> [Given request] Output every line of the material exactly, omitting images.

══════════════════════════════

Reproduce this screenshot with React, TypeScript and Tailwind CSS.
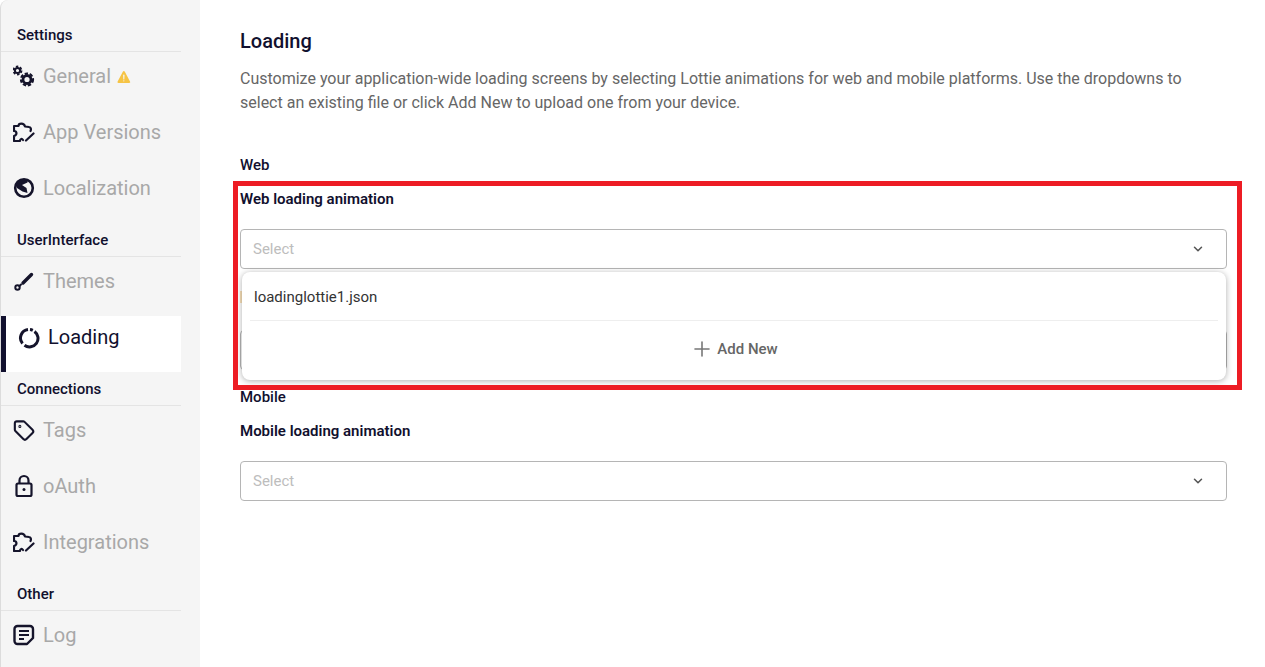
import React from "react";
import { IoWarning } from "react-icons/io5";
import { Plus, ChevronDown, Tag } from "lucide-react";

const INK = "#15142b";

const Gears = () => (
  <svg width="22" height="22" viewBox="0 0 22 22" fill="none" stroke={INK}>
    <circle cx="4.500" cy="5.500" r="2.600" strokeWidth="2" />
    <circle cx="4.500" cy="5.500" r="4" strokeWidth="1.800" strokeDasharray="2.400 1.790" />
    <circle cx="14" cy="14.500" r="4" strokeWidth="2.800" />
    <circle cx="14" cy="14.500" r="6" strokeWidth="2.200" strokeDasharray="3.300 1.750" />
  </svg>
);

const PuzzlePen = () => (
  <svg width="22" height="22" viewBox="0 0 22 22" fill="none" stroke={INK} strokeWidth="2.200" strokeLinecap="round" strokeLinejoin="round">
    <path d="M17.500 10 C18.500 8 17.500 6 16 6 L12 5.500 C11 1.500 5.500 2 5.500 5 H1 V10 C4 10 4.500 14 1 15 V20 H7 C7 17.500 9 17.500 10 19" />
    <path d="M20.500 12.500 L13 19.500" />
  </svg>
);

const Globe = () => (
  <svg width="22" height="22" viewBox="0 0 22 22" fill="none">
    <circle cx="11" cy="11" r="8.800" stroke={INK} strokeWidth="2.600" />
    <path d="M3 8 L6 3 L15 2 L14.500 5.500 L9 8 L13.500 11 L14.500 16 L9.500 14.500 L4 11 Z" fill={INK} />
  </svg>
);

const Brush = () => (
  <svg width="22" height="22" viewBox="0 0 22 22" fill="none" stroke={INK} strokeLinecap="round">
    <path d="M18.500 4.500 L10 13" strokeWidth="3.400" />
    <circle cx="4.500" cy="17.500" r="2.200" strokeWidth="2" />
    <path d="M8 14.500 L6.500 16" strokeWidth="2" />
  </svg>
);

const Ring = () => (
  <svg width="22" height="22" viewBox="0 0 22 22" fill="none" stroke={INK} strokeWidth="3">
    <path d="M10 2.600A8.500 8.500 0 0 0 4.500 16.500" />
    <path d="M6.500 18.300A8.500 8.500 0 0 0 16.500 4.500" />
    <path d="M14.800 3.400A8.500 8.500 0 0 0 12 2.600" />
  </svg>
);

const Lock = () => (
  <svg width="22" height="24" viewBox="0 0 22 24" fill="none" stroke={INK} strokeWidth="2.200">
    <rect x="3.500" y="9.500" width="15" height="12.500" rx="1.500" />
    <path d="M6.500 9.500 V6.500 a4.500 4.500 0 0 1 9 0 V9.500" />
    <circle cx="11" cy="15.500" r="1.500" fill={INK} stroke="none" />
  </svg>
);

const Note = () => (
  <svg width="22" height="22" viewBox="0 0 22 22" fill="none" stroke={INK} strokeWidth="2.400" strokeLinejoin="round">
    <path d="M4.500 2 H17 a3 3 0 0 1 3 3 V14 L14 20 H4.500 a3 3 0 0 1 -3 -3 V5 a3 3 0 0 1 3 -3 Z" />
    <path d="M6 7 H16 M6 11 H16 M6 15 H11" strokeWidth="2" />
  </svg>
);

function Section({ title, h }: { title: string; h: string }) {
  return (
    <div className={`${h} w-[180px] flex items-end pb-[6px] pl-[16px] border-b border-[#e4e4e4] text-[15px] leading-[20px] font-medium text-[#11102e]`}>
      {title}
    </div>
  );
}

function Item({ icon, label, extra }: { icon: React.ReactNode; label: string; extra?: React.ReactNode }) {
  return (
    <div className="h-[56px] w-[180px] flex items-start pt-[10px] pl-[12px] gap-[8px]">
      <span className="w-[22px] h-[24px] flex items-center justify-center shrink-0 mt-[2px]">{icon}</span>
      <span className="text-[20px] leading-[28px] text-[#a8a8a8]">{label}</span>
      {extra}
    </div>
  );
}

function SelectBox() {
  return (
    <div className="h-[40px] w-[987px] border border-[#b5b5b5] rounded-[4px] bg-white flex items-center justify-between pl-[12px] pr-[21px]">
      <span className="text-[15px] text-[#bdbdbd]">Select</span>
      <ChevronDown size={14} color="#555" strokeWidth={2.600} />
    </div>
  );
}

export default function App() {
  return (
    <div className="relative w-[1265px] h-[667px] overflow-hidden bg-white flex" style={{ fontFamily: "Roboto, sans-serif" }}>
      <aside className="w-[200px] shrink-0 bg-[#f5f5f5] border-l border-[#dcdcdc] pt-[16px] rounded-tl-[8px]">
        <Section title="Settings" h="h-[36px]" />
        <Item icon={<Gears />} label="General" extra={<IoWarning size={16} color="#f6c445" className="ml-[-3px] mt-[7px]" />} />
        <Item icon={<PuzzlePen />} label="App Versions" />
        <Item icon={<Globe />} label="Localization" />
        <Section title="UserInterface" h="h-[37px]" />
        <Item icon={<Brush />} label="Themes" />
        <div className="mt-[3px] h-[56px] w-[180px] bg-white border-l-[5px] border-[#11102e] flex items-start pt-[7px] pl-[12px] gap-[8px]">
          <span className="w-[22px] h-[24px] flex items-center justify-center shrink-0 mt-[3px]"><Ring /></span>
          <span className="text-[20px] leading-[28px] text-[#11102e]">Loading</span>
        </div>
        <Section title="Connections" h="h-[34px]" />
        <Item icon={<Tag size={23} color={INK} strokeWidth={2.300} />} label="Tags" />
        <Item icon={<Lock />} label="oAuth" />
        <Item icon={<PuzzlePen />} label="Integrations" />
        <Section title="Other" h="h-[37px]" />
        <Item icon={<Note />} label="Log" />
      </aside>
      <main className="flex-1 pl-[40px] pt-[28px]">
        <h1 className="text-[20px] leading-[26px] font-medium text-[#11102e]">Loading</h1>
        <p className="mt-[13px] w-[985px] text-[16px] leading-[24px] text-[#666666]">
          Customize your application-wide loading screens by selecting Lottie animations for web and mobile platforms. Use the dropdowns to select an existing file or click Add New to upload one from your device.
        </p>
        <div className="mt-[40px] text-[15px] leading-[20px] font-medium text-[#11102e]">Web</div>
        <div className="mt-[14px] text-[15px] leading-[20px] font-semibold text-[#11102e]">Web loading animation</div>
        <div className="mt-[20px]"><SelectBox /></div>
        <div className="mt-[22px] h-[12px] w-[4px] bg-[#f8e0b8]" />
        <div className="mt-[27px]"><SelectBox /></div>
        <div className="mt-[17px] text-[15px] leading-[20px] font-medium text-[#11102e]">Mobile</div>
        <div className="mt-[14px] text-[15px] leading-[20px] font-semibold text-[#11102e]">Mobile loading animation</div>
        <div className="mt-[20px]"><SelectBox /></div>
      </main>

      <div className="absolute left-[242px] top-[272px] w-[984px] h-[108px] bg-white rounded-[8px] shadow-[0_1px_6px_rgba(0,0,0,0.32)]">
        <div className="h-[49px] mx-[8px] border-b border-[#eeeeee] flex items-center pl-[4px] pt-[3px] text-[15px] text-[#333333]">loadinglottie1.json</div>
        <div className="h-[56px] flex items-center justify-center gap-[3px] text-[15px] font-medium text-[#666666]">
          <Plus size={24} color="#777" strokeWidth={1.600} />
          <span>Add New</span>
        </div>
      </div>
      <div className="absolute left-[233px] top-[181px] w-[1009px] h-[209px] border-[5px] border-[#ed1c24] pointer-events-none" />
    </div>
  );
}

══════════════════════════════

> [Expected answer]
Reproduce this screenshot with React, TypeScript and Tailwind CSS.
import React from "react";
import { IoWarning } from "react-icons/io5";
import { Plus, ChevronDown, Tag } from "lucide-react";

const INK = "#15142b";

const Gears = () => (
  <svg width="22" height="22" viewBox="0 0 22 22" fill="none" stroke={INK}>
    <circle cx="4.500" cy="5.500" r="2.600" strokeWidth="2" />
    <circle cx="4.500" cy="5.500" r="4" strokeWidth="1.800" strokeDasharray="2.400 1.790" />
    <circle cx="14" cy="14.500" r="4" strokeWidth="2.800" />
    <circle cx="14" cy="14.500" r="6" strokeWidth="2.200" strokeDasharray="3.300 1.750" />
  </svg>
);

const PuzzlePen = () => (
  <svg width="22" height="22" viewBox="0 0 22 22" fill="none" stroke={INK} strokeWidth="2.200" strokeLinecap="round" strokeLinejoin="round">
    <path d="M17.500 10 C18.500 8 17.500 6 16 6 L12 5.500 C11 1.500 5.500 2 5.500 5 H1 V10 C4 10 4.500 14 1 15 V20 H7 C7 17.500 9 17.500 10 19" />
    <path d="M20.500 12.500 L13 19.500" />
  </svg>
);

const Globe = () => (
  <svg width="22" height="22" viewBox="0 0 22 22" fill="none">
    <circle cx="11" cy="11" r="8.800" stroke={INK} strokeWidth="2.600" />
    <path d="M3 8 L6 3 L15 2 L14.500 5.500 L9 8 L13.500 11 L14.500 16 L9.500 14.500 L4 11 Z" fill={INK} />
  </svg>
);

const Brush = () => (
  <svg width="22" height="22" viewBox="0 0 22 22" fill="none" stroke={INK} strokeLinecap="round">
    <path d="M18.500 4.500 L10 13" strokeWidth="3.400" />
    <circle cx="4.500" cy="17.500" r="2.200" strokeWidth="2" />
    <path d="M8 14.500 L6.500 16" strokeWidth="2" />
  </svg>
);

const Ring = () => (
  <svg width="22" height="22" viewBox="0 0 22 22" fill="none" stroke={INK} strokeWidth="3">
    <path d="M10 2.600A8.500 8.500 0 0 0 4.500 16.500" />
    <path d="M6.500 18.300A8.500 8.500 0 0 0 16.500 4.500" />
    <path d="M14.800 3.400A8.500 8.500 0 0 0 12 2.600" />
  </svg>
);

const Lock = () => (
  <svg width="22" height="24" viewBox="0 0 22 24" fill="none" stroke={INK} strokeWidth="2.200">
    <rect x="3.500" y="9.500" width="15" height="12.500" rx="1.500" />
    <path d="M6.500 9.500 V6.500 a4.500 4.500 0 0 1 9 0 V9.500" />
    <circle cx="11" cy="15.500" r="1.500" fill={INK} stroke="none" />
  </svg>
);

const Note = () => (
  <svg width="22" height="22" viewBox="0 0 22 22" fill="none" stroke={INK} strokeWidth="2.400" strokeLinejoin="round">
    <path d="M4.500 2 H17 a3 3 0 0 1 3 3 V14 L14 20 H4.500 a3 3 0 0 1 -3 -3 V5 a3 3 0 0 1 3 -3 Z" />
    <path d="M6 7 H16 M6 11 H16 M6 15 H11" strokeWidth="2" />
  </svg>
);

function Section({ title, h }: { title: string; h: string }) {
  return (
    <div className={`${h} w-[180px] flex items-end pb-[6px] pl-[16px] border-b border-[#e4e4e4] text-[15px] leading-[20px] font-medium text-[#11102e]`}>
      {title}
    </div>
  );
}

function Item({ icon, label, extra }: { icon: React.ReactNode; label: string; extra?: React.ReactNode }) {
  return (
    <div className="h-[56px] w-[180px] flex items-start pt-[10px] pl-[12px] gap-[8px]">
      <span className="w-[22px] h-[24px] flex items-center justify-center shrink-0 mt-[2px]">{icon}</span>
      <span className="text-[20px] leading-[28px] text-[#a8a8a8]">{label}</span>
      {extra}
    </div>
  );
}

function SelectBox() {
  return (
    <div className="h-[40px] w-[987px] border border-[#b5b5b5] rounded-[4px] bg-white flex items-center justify-between pl-[12px] pr-[21px]">
      <span className="text-[15px] text-[#bdbdbd]">Select</span>
      <ChevronDown size={14} color="#555" strokeWidth={2.600} />
    </div>
  );
}

export default function App() {
  return (
    <div className="relative w-[1265px] h-[667px] overflow-hidden bg-white flex" style={{ fontFamily: "Roboto, sans-serif" }}>
      <aside className="w-[200px] shrink-0 bg-[#f5f5f5] border-l border-[#dcdcdc] pt-[16px] rounded-tl-[8px]">
        <Section title="Settings" h="h-[36px]" />
        <Item icon={<Gears />} label="General" extra={<IoWarning size={16} color="#f6c445" className="ml-[-3px] mt-[7px]" />} />
        <Item icon={<PuzzlePen />} label="App Versions" />
        <Item icon={<Globe />} label="Localization" />
        <Section title="UserInterface" h="h-[37px]" />
        <Item icon={<Brush />} label="Themes" />
        <div className="mt-[3px] h-[56px] w-[180px] bg-white border-l-[5px] border-[#11102e] flex items-start pt-[7px] pl-[12px] gap-[8px]">
          <span className="w-[22px] h-[24px] flex items-center justify-center shrink-0 mt-[3px]"><Ring /></span>
          <span className="text-[20px] leading-[28px] text-[#11102e]">Loading</span>
        </div>
        <Section title="Connections" h="h-[34px]" />
        <Item icon={<Tag size={23} color={INK} strokeWidth={2.300} />} label="Tags" />
        <Item icon={<Lock />} label="oAuth" />
        <Item icon={<PuzzlePen />} label="Integrations" />
        <Section title="Other" h="h-[37px]" />
        <Item icon={<Note />} label="Log" />
      </aside>
      <main className="flex-1 pl-[40px] pt-[28px]">
        <h1 className="text-[20px] leading-[26px] font-medium text-[#11102e]">Loading</h1>
        <p className="mt-[13px] w-[985px] text-[16px] leading-[24px] text-[#666666]">
          Customize your application-wide loading screens by selecting Lottie animations for web and mobile platforms. Use the dropdowns to select an existing file or click Add New to upload one from your device.
        </p>
        <div className="mt-[40px] text-[15px] leading-[20px] font-medium text-[#11102e]">Web</div>
        <div className="mt-[14px] text-[15px] leading-[20px] font-semibold text-[#11102e]">Web loading animation</div>
        <div className="mt-[20px]"><SelectBox /></div>
        <div className="mt-[22px] h-[12px] w-[4px] bg-[#f8e0b8]" />
        <div className="mt-[27px]"><SelectBox /></div>
        <div className="mt-[17px] text-[15px] leading-[20px] font-medium text-[#11102e]">Mobile</div>
        <div className="mt-[14px] text-[15px] leading-[20px] font-semibold text-[#11102e]">Mobile loading animation</div>
        <div className="mt-[20px]"><SelectBox /></div>
      </main>

      <div className="absolute left-[242px] top-[272px] w-[984px] h-[108px] bg-white rounded-[8px] shadow-[0_1px_6px_rgba(0,0,0,0.32)]">
        <div className="h-[49px] mx-[8px] border-b border-[#eeeeee] flex items-center pl-[4px] pt-[3px] text-[15px] text-[#333333]">loadinglottie1.json</div>
        <div className="h-[56px] flex items-center justify-center gap-[3px] text-[15px] font-medium text-[#666666]">
          <Plus size={24} color="#777" strokeWidth={1.600} />
          <span>Add New</span>
        </div>
      </div>
      <div className="absolute left-[233px] top-[181px] w-[1009px] h-[209px] border-[5px] border-[#ed1c24] pointer-events-none" />
    </div>
  );
}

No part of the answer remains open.